Medical Lake's 2013 report shows water meets all drinking standards
The city of Medical Lake released their water quality report for the year 2013. According to the report, published on the city’s website, the drinking water met and exceeded all federal and state requirements for safe drinking.
The source of the city’s water is from an underground aquifer that gets water from four wells. Three wells — located northwest of the city — are shared by Medical Lake and the Department of Social and Health Service hospitals.
The fourth well is at the Craig Road and State Route 902 intersection. The city also has an intertie with the Four Lakes Water District No. 10 and wholesales water to Spokane Water District 10 from an intertie at SR 902 and Welcome Road.
Water from the wells is treated with chlorine to eliminate microbial contamination.
To ensure that tap water is safe to drink, the Environmental Protection Agency (EPA) sets the amount of certain contaminants that can be present in water provided by public water systems while The Food and Drug Administration (FDA) sets the limits for contaminants in bottled water.
Medical Lake regulates residential and commercial irrigation and uses Class A reclaimed water from its wastewater treatment facility, and has an inclining water rate schedule all designed to help with water conservation.
City Administrator Doug Ross said the city uses chlorine to test the water in different locations in the city. Although he has heard of residents claiming they can smell the chlorine, Ross said it is necessary to keep the city’s water safe.
“If there’s not enough chlorine in the water, then there is bacteria that’s eating it,” Ross said.
The city collected 72 samples and DSHS collected 36 samples with no more than 5 percent of the monthly samples can be positive for total coliforms.
The city started a Water Use Efficiency Program in November 2009 with two goals to accomplish over five years: reduce the amount of water produced and purchased by 1 percent annually and reduce average annual consumption by 4 percent.
According to the report, the city purchased and produced over 258.6 million gallons of water and consumed over 234 million gallons.

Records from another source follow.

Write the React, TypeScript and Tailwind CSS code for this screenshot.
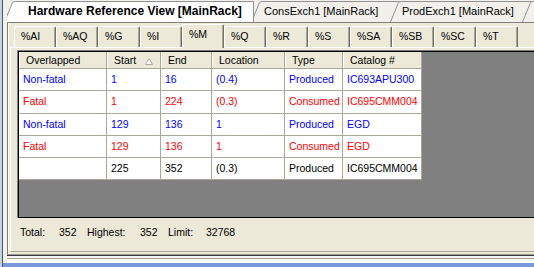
import React from 'react'

type Row = { cls: string; h: number; cells: string[] }

const COLS = [88, 54, 51, 73, 58, 79]
const HEADERS = ['Overlapped', 'Start', 'End', 'Location', 'Type', 'Catalog #']

const ROWS: Row[] = [
  { cls: 'text-[#0000ff]', h: 22, cells: ['Non-fatal', '1', '16', '(0.4)', 'Produced', 'IC693APU300'] },
  { cls: 'text-[#ff0000]', h: 23, cells: ['Fatal', '1', '224', '(0.3)', 'Consumed', 'IC695CMM004'] },
  { cls: 'text-[#0000ff]', h: 22, cells: ['Non-fatal', '129', '136', '1', 'Produced', 'EGD'] },
  { cls: 'text-[#ff0000]', h: 22, cells: ['Fatal', '129', '136', '1', 'Consumed', 'EGD'] },
  { cls: 'text-black', h: 22, cells: ['', '225', '352', '(0.3)', 'Produced', 'IC695CMM004'] },
]

const SEGMENTS = ['%AI', '%AQ', '%G', '%I', '%M', '%Q', '%R', '%S', '%SA', '%SB', '%SC', '%T']

function DocTab({ label, width, active, pad, className }: { label: string; width: number; active?: boolean; pad: number; className?: string }) {
  return (
    <div className={`relative h-[22px] shrink-0 ${active ? 'z-10' : ''} ${className ?? ''}`} style={{ width }}>
      <svg className="absolute inset-0" width={width} height={22}>
        <path
          d={`M0.5 22 L8.5 2.5 Q9.5 1.5 11.5 1.5 L${width - 0.5} 1.5 L${width - 0.5} 22`}
          fill={active ? '#ffffff' : '#f1f0ea'}
          stroke="#919191"
        />
      </svg>
      <span
        className={`relative block pt-[5px] leading-[13px] whitespace-nowrap ${active ? 'text-[12px] font-bold' : 'text-[11px]'}`}
        style={{ paddingLeft: pad }}
      >
        {label}
      </span>
    </div>
  )
}

export default function App() {
  return (
    <div className="flex h-[267px] w-[534px] overflow-hidden bg-[#ece9d8] font-['Liberation_Sans',Arial,sans-serif] text-[10.5px] text-black">
      {/* left gutter */}
      <div className="flex h-full w-[7px] shrink-0">
        <div className="w-[2px] bg-[#c3d1ea]" />
        <div className="w-px bg-[#4d5562]" />
        <div className="flex flex-1 flex-col bg-[#f2f1ea]">
          <div className="flex-1" />
          <div className="h-[4px] bg-[#7a98dc]" />
        </div>
      </div>

      <div className="flex min-w-0 flex-1 flex-col">
        {/* document tabs */}
        <div className="flex h-[22px] shrink-0 overflow-hidden bg-[#f1f0ea]">
          <DocTab label="Hardware Reference View [MainRack]" width={250} pad={24} active className="-ml-[3px]" />
          <DocTab label="ConsExch1 [MainRack]" width={149} pad={13} className="-ml-[3px]" />
          <DocTab label="ProdExch1 [MainRack]" width={142} pad={12} className="-ml-[10px]" />
          <DocTab label="" width={40} pad={12} className="-ml-[10px]" />
        </div>
        <div className="h-px shrink-0 bg-[#808080]" />

        {/* document body */}
        <div className="flex flex-1 flex-col border-l border-[#808080]">
          <div className="flex flex-1 flex-col border-l border-white pl-[1px]">
            {/* segment tabs */}
            <div className="flex h-[24px] shrink-0 items-end pl-[4px]">
              {SEGMENTS.map((s) =>
                s === '%M' ? (
                  <div
                    key={s}
                    className="relative z-10 -mb-px h-[24px] w-[42px] shrink-0 rounded-t-[2px] border-l border-t border-white border-r border-r-[#716f64] bg-[#ece9d8] pl-[6px] pt-[3px] leading-[13px] shadow-[inset_-1px_0_0_#aca899]"
                  >
                    {s}
                  </div>
                ) : (
                  <div
                    key={s}
                    className="h-[21px] w-[42px] shrink-0 rounded-t-[2px] border-l border-t border-white border-r border-r-[#716f64] bg-[#ece9d8] pl-[6px] pt-[3px] leading-[13px] shadow-[inset_-1px_0_0_#aca899]"
                  >
                    {s}
                  </div>
                )
              )}
            </div>

            {/* segment panel */}
            <div className="flex h-[205px] shrink-0 flex-col border-l border-t border-white border-b border-b-[#aca899] pl-[6px] pt-[2px]">
              <div className="h-[168px] border-l border-t border-[#808080]">
                <div className="h-full border-l border-t border-b border-black bg-[#808080]">
                  <div className="w-[403px] bg-white">
                    {/* header */}
                    <div className="flex h-[17px] border-b border-[#aca899] bg-[#ece9d8]">
                      {HEADERS.map((h, i) => (
                        <div
                          key={h}
                          className="relative h-full shrink-0 border-r border-[#aca899] pl-[7px] leading-[17px] shadow-[inset_1px_0_0_#ffffff]"
                          style={{ width: COLS[i] }}
                        >
                          {h}
                          {h === 'Start' && (
                            <svg className="absolute right-[7px] top-[6px]" width="8" height="7" viewBox="0 0 8 7">
                              <path d="M4 0.5 L7.5 6.5 L0.5 6.5 Z" fill="#ffffff" stroke="#aca899" />
                            </svg>
                          )}
                        </div>
                      ))}
                    </div>
                    {/* rows */}
                    {ROWS.map((r, ri) => (
                      <div key={ri} className={`flex border-b border-[#aca899] ${r.cls}`} style={{ height: r.h }}>
                        {r.cells.map((c, i) => (
                          <div
                            key={i}
                            className="flex h-full shrink-0 items-center overflow-hidden border-r border-[#aca899] pl-[4px] whitespace-nowrap"
                            style={{ width: COLS[i] }}
                          >
                            {c}
                          </div>
                        ))}
                      </div>
                    ))}
                  </div>
                </div>
              </div>

              {/* totals */}
              <div className="flex pl-[3px] pt-[8px] leading-[13px]">
                <span className="w-[39px]">Total:</span>
                <span className="w-[28px]">352</span>
                <span className="w-[53px]">Highest:</span>
                <span className="w-[28px]">352</span>
                <span className="w-[38px]">Limit:</span>
                <span>32768</span>
              </div>
            </div>
          </div>
        </div>

        {/* window bottom edge */}
        <div className="h-px shrink-0 bg-[#9d9b8f]" />
        <div className="h-px shrink-0 bg-[#3c3c3c]" />
        <div className="h-[2px] shrink-0 bg-[#f6f5ef]" />
        <div className="h-px shrink-0 bg-[#a5a397]" />
        <div className="h-[4px] shrink-0 bg-white" />
        <div className="h-[4px] shrink-0 bg-[#7a98dc]" />
      </div>
    </div>
  )
}
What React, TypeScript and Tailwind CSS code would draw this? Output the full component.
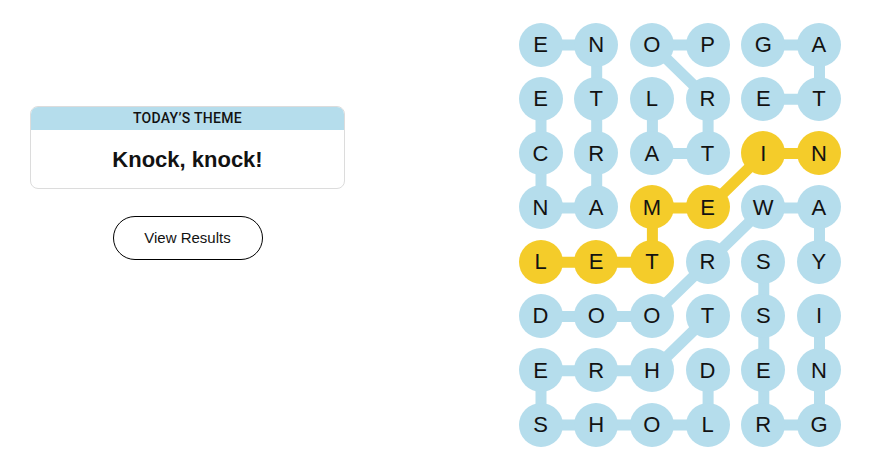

Ross said weather is a factor in the city’s water rates. Ross said that during the summer, the amount of water used increases.
There was also 23.9 million gallons — or 9.25 percent — of the water used that was unaccounted.
Ross said there are several causes for the unaccounted water such as a leak in a water main or the Fire Department opening a hydrant for practice. He added the city has done a better job of documenting water loss.
“We try to hunt down some of the causes of these leaks,” Ross said. “As we get better at finding some of these causes, that 9.25 percent will go down.”